Murder in the Title sees Charles enter the world of provincial reportory theater, performing in a historic theater on the verge of closure. The production, a terrible mystery play in which he plays the corpse, is hit with a number of strange accidents that keep occurring on stage. This culminates in what appears to be a suicide but Charles suspects that it may be murder…

The case is one of the better efforts in the series and, for the most part, holds up well in spite of it being almost forty years since it was first published. The novel does a particularly strong job of portraying the fragile relationship between Charles and his estranged wife, Frances, and exploring the challenges that continue to face smaller, provincial theaters.

Those in search of another sleuth with links to the theater may enjoy Vincent Starrett’s The Great Hotel Murder which is solved by a theatrical critic.

I have not reviewed this title on the blog.

Close-Up on Death by Maureen O’Brien

While an actor may be famous, how well do we really know them? The death of young television star Liza Drew creates a media sensation in Maureen O’Brien’s Close-Up On Death and brings her best friend Millie, a talented but little-known theater actor, into the spotlight.

O’Brien develops a compelling mystery plot but what makes this book so memorable for me is its discussion of the profession and the relationship between talent and fame.

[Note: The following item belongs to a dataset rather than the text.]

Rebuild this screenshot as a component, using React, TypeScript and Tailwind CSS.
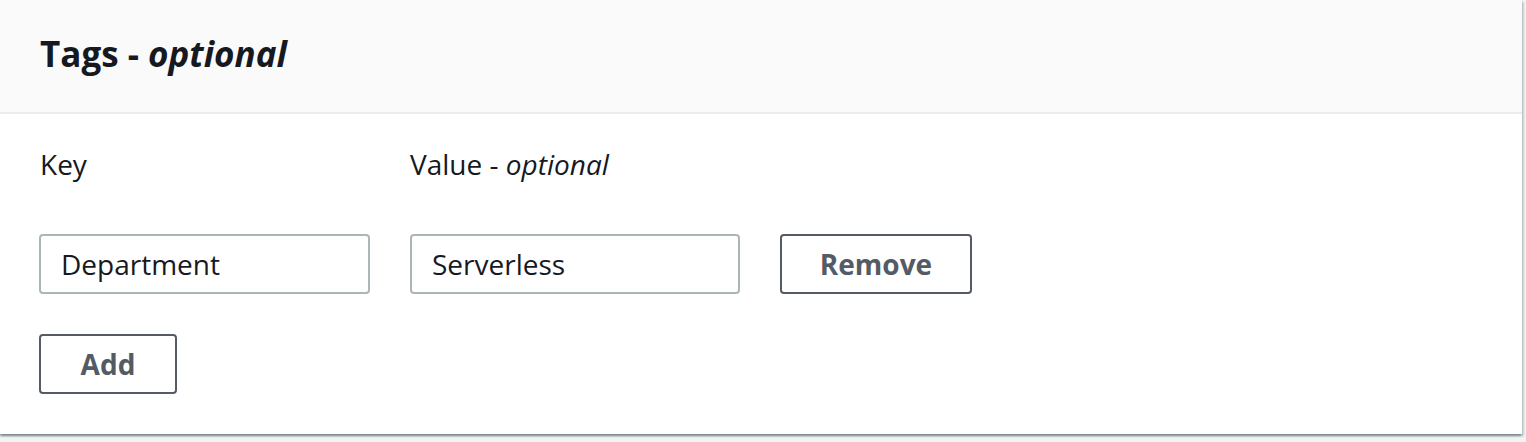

She uses the mystery structure as a way to explore these ideas and presumably draws on some of her own experiences from her rich and varied career on stage and screen.

Those themes do not sit apart from the mystery plot – in fact they prove just as important to solving the mystery as the clues and the character development.

So, there you have my suggestion for Five Theatrical Mysteries to Try. What are some of your favorite mysteries that are set in or around the theater?